Nous ne disons pas que nos propositions sont meilleures que toutes les autres ; nous disons qu’elles sont ni moins raisonnables ni moins réalistes. Elles supposent seulement la volonté de lutter contre des gaspillages gigantesques et souvent systématiques. Cette lutte, dans une très large mesure, est notre affaire. Nous ne pourrons, certes, la gagner sans le concours de l’Etat et des grands consommateurs institutionnels (administrations, services publics, industries) ; mais, inversement 1’Etat et ses institutions ne s’engageront à fond dans cette lutte que si nous en prenons l’initiative.
Michel BOSQUET
ABRÉVIATIONS
- Électricité
kW : kilowatt, millier de watts ; 1 kW = 1 000 W (i).

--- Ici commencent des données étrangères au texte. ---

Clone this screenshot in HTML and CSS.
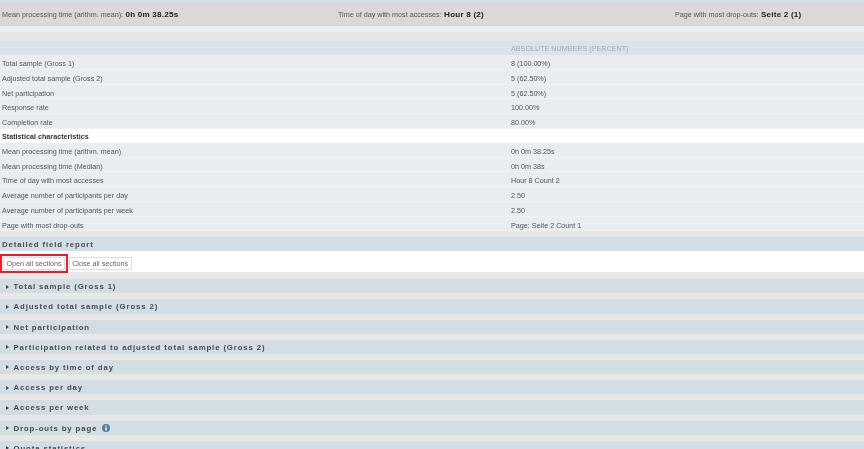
FILE: index.html
```html
<!DOCTYPE html>
<html lang="en">
<head>
<meta charset="utf-8">
<title>Field report</title>
<link rel="stylesheet" href="styles.css">
</head>
<body>
<div class="page">
  <div class="topline"></div>
  <div class="summary">
    <div class="sum s1">Mean processing time (arithm. mean): <b>0h 0m 38.25s</b></div>
    <div class="sum s2">Time of day with most accesses: <b>Hour 8 (2)</b></div>
    <div class="sum s3">Page with most drop-outs: <b>Seite 2 (1)</b></div>
  </div>
  <div class="band-a"></div>
  <div class="band-b"></div>
  <div class="row head"><span></span><span>ABSOLUTE NUMBERS (PERCENT)</span></div>
  <div class="row"><span>Total sample (Gross 1)</span><span>8 (100.00%)</span></div>
  <div class="row"><span>Adjusted total sample (Gross 2)</span><span>5 (62.50%)</span></div>
  <div class="row"><span>Net participation</span><span>5 (62.50%)</span></div>
  <div class="row"><span>Response rate</span><span>100.00%</span></div>
  <div class="row"><span>Completion rate</span><span>80.00%</span></div>
  <div class="row title"><span>Statistical characteristics</span></div>
  <div class="row"><span>Mean processing time (arithm. mean)</span><span>0h 0m 38.25s</span></div>
  <div class="row"><span>Mean processing time (Median)</span><span>0h 0m 38s</span></div>
  <div class="row"><span>Time of day with most accesses</span><span>Hour 8 Count 2</span></div>
  <div class="row"><span>Average number of participants per day</span><span>2.50</span></div>
  <div class="row"><span>Average number of participants per week</span><span>2.50</span></div>
  <div class="row"><span>Page with most drop-outs</span><span>Page: Seite 2 Count 1</span></div>
  <div class="bar report">Detailed field report</div>
  <div class="actions">
    <button class="btn marked">Open all sections</button>
    <button class="btn">Close all sections</button>
  </div>
  <div class="bar sec first"><i class="arrow"></i>Total sample (Gross 1)</div>
  <div class="bar sec"><i class="arrow"></i>Adjusted total sample (Gross 2)</div>
  <div class="bar sec"><i class="arrow"></i>Net participation</div>
  <div class="bar sec"><i class="arrow"></i>Participation related to adjusted total sample (Gross 2)</div>
  <div class="bar sec"><i class="arrow"></i>Access by time of day</div>
  <div class="bar sec"><i class="arrow"></i>Access per day</div>
  <div class="bar sec"><i class="arrow"></i>Access per week</div>
  <div class="bar sec"><i class="arrow"></i>Drop-outs by page
    <svg class="info" viewBox="0 0 10 10" width="8" height="8"><circle cx="5" cy="5" r="5" fill="#4f7f9c"/><rect x="4" y="4.2" width="2" height="4" fill="#e6eef3"/><rect x="4" y="1.8" width="2" height="1.5" fill="#e6eef3"/></svg>
  </div>
  <div class="bar sec"><i class="arrow"></i>Quota statistics</div>
</div>
</body>
</html>
```
FILE: styles.css
```css
html, body {
  margin: 0;
  padding: 0;
  height: 449px;
  overflow: hidden;
  background: #e8e8e8;
}
.page {
  font-family: "Liberation Sans", Arial, sans-serif;
  font-size: 7.2px;
  color: #555;
  filter: blur(0.45px);
}
.topline { height: 3px; background: #d5dfea; }
.summary {
  height: 23px;
  background: #d9d9d9;
  display: grid;
  grid-template-columns: 338px 337px 1fr;
  align-items: center;
  color: #555;
}
.sum { padding-left: 2px; white-space: nowrap; }
.s2 { padding-left: 0; }
.s3 { padding-left: 0; }
.sum b { font-size: 8.1px; color: #222; letter-spacing: 0.2px; margin-left: 0.5px; }
.band-a { height: 6px; background: #e9eef2; }
.band-b { height: 9px; background: #e6e6e6; }
.row {
  display: grid;
  grid-template-columns: 509px 1fr;
  height: 14.75px;
  line-height: 17px;
  box-sizing: border-box;
  background: #e9edf1;
  border-bottom: 1px solid #eff2f5;
  padding-left: 2px;
  white-space: nowrap;
}
.row span { min-width: 0; }
.row.head { background: #dbe3ea; border-bottom: 0; color: #a3a9b2; height: 14px; line-height: 15px; }
.row.title { background: #fff; border-bottom: 0; font-weight: bold; color: #333; height: 14px; line-height: 15px; }
.bar {
  background: #d2dde4;
  color: #4a4a4a;
  font-weight: bold;
  font-size: 7.8px;
  letter-spacing: 0.88px;
  height: 14.2px;
  line-height: 15px;
  white-space: nowrap;
}
.report { margin-top: 5.75px; padding-left: 2px; }
.actions {
  background: #fff;
  height: 21px;
  box-sizing: border-box;
  padding: 3px 0 0 3px;
  display: flex;
  align-items: center;
  gap: 3.5px;
}
.btn {
  font: inherit;
  font-size: 7.2px;
  color: #666;
  background: #fff;
  border: 1px solid #ddd;
  border-radius: 0;
  height: 13px;
  padding: 0 2.5px;
  margin: 0;
  line-height: 11px;
}
.marked { outline: 2px solid #ee1c25; outline-offset: 1px; }
.sec { margin-top: 6px; padding-left: 6px; line-height: 16px; }
.sec.first { margin-top: 7px; }
.arrow {
  display: inline-block;
  width: 0;
  height: 0;
  border-left: 3.5px solid #444;
  border-top: 2.5px solid transparent;
  border-bottom: 2.5px solid transparent;
  margin-right: 4.5px;
  vertical-align: 0.5px;
}
.info { vertical-align: -1.5px; margin-left: 2px; }
```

kWh : kilowatt-heure, millier de watts par heure (ii).
MW : mégawatts, millier de kilowatts ; 1 MW = 1 000 kW.
GW : gigawatts, million de kilowatts ; 1 GW = 1 000 000 de kW.
TW : térawatt, milliard de kilowatts ; 1 TW 1 milliard de kW.
TWh : térawatt-heure ; 1 TWh = 1 milliadr de kWh.
- Chaleur
tep : tonne d’équivalent pétrole, sert à exprimer les consommations d’énergie de toutes origine en quantités équivalentes de pétrole,
Mtep : mégatep, million de tonnes d’équivalent pétrole,
kg.e.p. : kilo d’équivalent pétrole,
g.e.p. : gramme d’équivalent pétrole.
(i) Mesure la puissance d’une machine électrique comme le nombre de chevaux (CV) mesure la puissance d’une voiture.
(ii) Mesure la quantité d’énergie fournie ou consommée par une machine électrique, comme le nombre de litres aux 100 km mesure l’énergie consommée par une voiture.
(1) Qu’elles proviennent de différentes sources: pétrole, gaz, charbon, barrages hydrauliques ou nucléaire, les consommations d’énergie sont généralement exprimées en quantités équivalentes de pétrole : les « tep » — tonnes d’équivalent pétrole —, parfois les « kg-e-p » — kilos d’équivalent pétrole.
(2) Énergie finale énergie livrée aux utilisateurs — industriels, collectivités et particuliers —, déduction faite de l’énergie autoconsommée par les centrales pour leurs besoins propres et des pertes en cours de transport, de transformation, de stockage, etc.
(3) Bertrand Chateau et Bruno Lapillonne, La Prévision à long terme de la demande d’énergie, I.E.J.E., Grenoble, 1977.